Faithfully return all lines, omitting every embedded picture.

Start of Stored data

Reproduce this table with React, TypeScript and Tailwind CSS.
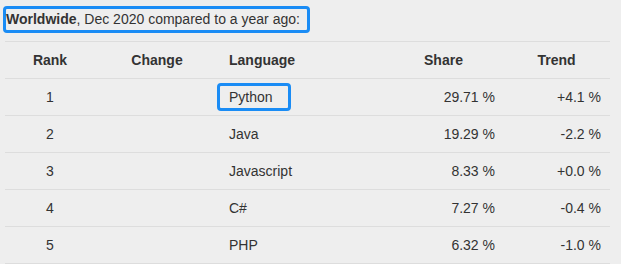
import React from "react";

const rows = [
  { rank: "1", lang: "Python", share: "29.71 %", trend: "+4.1 %", hl: true },
  { rank: "2", lang: "Java", share: "19.29 %", trend: "-2.2 %" },
  { rank: "3", lang: "Javascript", share: "8.33 %", trend: "+0.0 %" },
  { rank: "4", lang: "C#", share: "7.27 %", trend: "-0.4 %" },
  { rank: "5", lang: "PHP", share: "6.32 %", trend: "-1.0 %" },
];

export default function App() {
  return (
    <div
      className="w-[621px] h-[264px] bg-[#eeeeee] text-[#333333] text-[14px] overflow-hidden"
      style={{ fontFamily: '"Liberation Sans", Arial, sans-serif' }}
    >
      <div className="pt-[6px] pl-[3px]">
        <div className="w-[307px] h-[27px] border-[3px] border-[#1a8cf5] rounded-[4px] leading-[21px] whitespace-nowrap">
          <b>Worldwide</b>, Dec 2020 compared to a year ago:
        </div>
      </div>
      <div className="ml-[5px] mt-[8px] w-[605px] border-t border-[#dddddd]">
        <div className="grid grid-cols-[90px_124px_165px_119px_107px] h-[37px] border-b border-[#dddddd] items-center font-bold">
          <div className="text-center">Rank</div>
          <div className="text-center">Change</div>
          <div className="pl-[10px]">Language</div>
          <div className="text-center">Share</div>
          <div className="text-center">Trend</div>
        </div>
        {rows.map((r) => (
          <div
            key={r.rank}
            className="grid grid-cols-[90px_124px_165px_119px_107px] h-[37px] border-b border-[#dddddd] items-center"
          >
            <div className="text-center">{r.rank}</div>
            <div></div>
            {r.hl ? (
              <div className="flex">
                <div className="-ml-[2px] w-[74px] h-[28px] border-[3px] border-[#1a8cf5] rounded-[4px] pl-[9px] leading-[22px]">
                  {r.lang}
                </div>
              </div>
            ) : (
              <div className="pl-[10px]">{r.lang}</div>
            )}
            <div className="text-right pr-[8px]">{r.share}</div>
            <div className="text-right pr-[9px]">{r.trend}</div>
          </div>
        ))}
      </div>
    </div>
  );
}
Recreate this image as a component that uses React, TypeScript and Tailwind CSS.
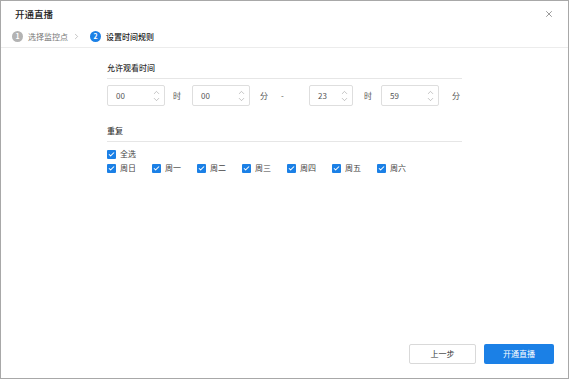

End of Stored data

▶ **Task answer**:
Reproduce this table with React, TypeScript and Tailwind CSS.
import React from "react";

const rows = [
  { rank: "1", lang: "Python", share: "29.71 %", trend: "+4.1 %", hl: true },
  { rank: "2", lang: "Java", share: "19.29 %", trend: "-2.2 %" },
  { rank: "3", lang: "Javascript", share: "8.33 %", trend: "+0.0 %" },
  { rank: "4", lang: "C#", share: "7.27 %", trend: "-0.4 %" },
  { rank: "5", lang: "PHP", share: "6.32 %", trend: "-1.0 %" },
];

export default function App() {
  return (
    <div
      className="w-[621px] h-[264px] bg-[#eeeeee] text-[#333333] text-[14px] overflow-hidden"
      style={{ fontFamily: '"Liberation Sans", Arial, sans-serif' }}
    >
      <div className="pt-[6px] pl-[3px]">
        <div className="w-[307px] h-[27px] border-[3px] border-[#1a8cf5] rounded-[4px] leading-[21px] whitespace-nowrap">
          <b>Worldwide</b>, Dec 2020 compared to a year ago:
        </div>
      </div>
      <div className="ml-[5px] mt-[8px] w-[605px] border-t border-[#dddddd]">
        <div className="grid grid-cols-[90px_124px_165px_119px_107px] h-[37px] border-b border-[#dddddd] items-center font-bold">
          <div className="text-center">Rank</div>
          <div className="text-center">Change</div>
          <div className="pl-[10px]">Language</div>
          <div className="text-center">Share</div>
          <div className="text-center">Trend</div>
        </div>
        {rows.map((r) => (
          <div
            key={r.rank}
            className="grid grid-cols-[90px_124px_165px_119px_107px] h-[37px] border-b border-[#dddddd] items-center"
          >
            <div className="text-center">{r.rank}</div>
            <div></div>
            {r.hl ? (
              <div className="flex">
                <div className="-ml-[2px] w-[74px] h-[28px] border-[3px] border-[#1a8cf5] rounded-[4px] pl-[9px] leading-[22px]">
                  {r.lang}
                </div>
              </div>
            ) : (
              <div className="pl-[10px]">{r.lang}</div>
            )}
            <div className="text-right pr-[8px]">{r.share}</div>
            <div className="text-right pr-[9px]">{r.trend}</div>
          </div>
        ))}
      </div>
    </div>
  );
}
Recreate this image as a component that uses React, TypeScript and Tailwind CSS.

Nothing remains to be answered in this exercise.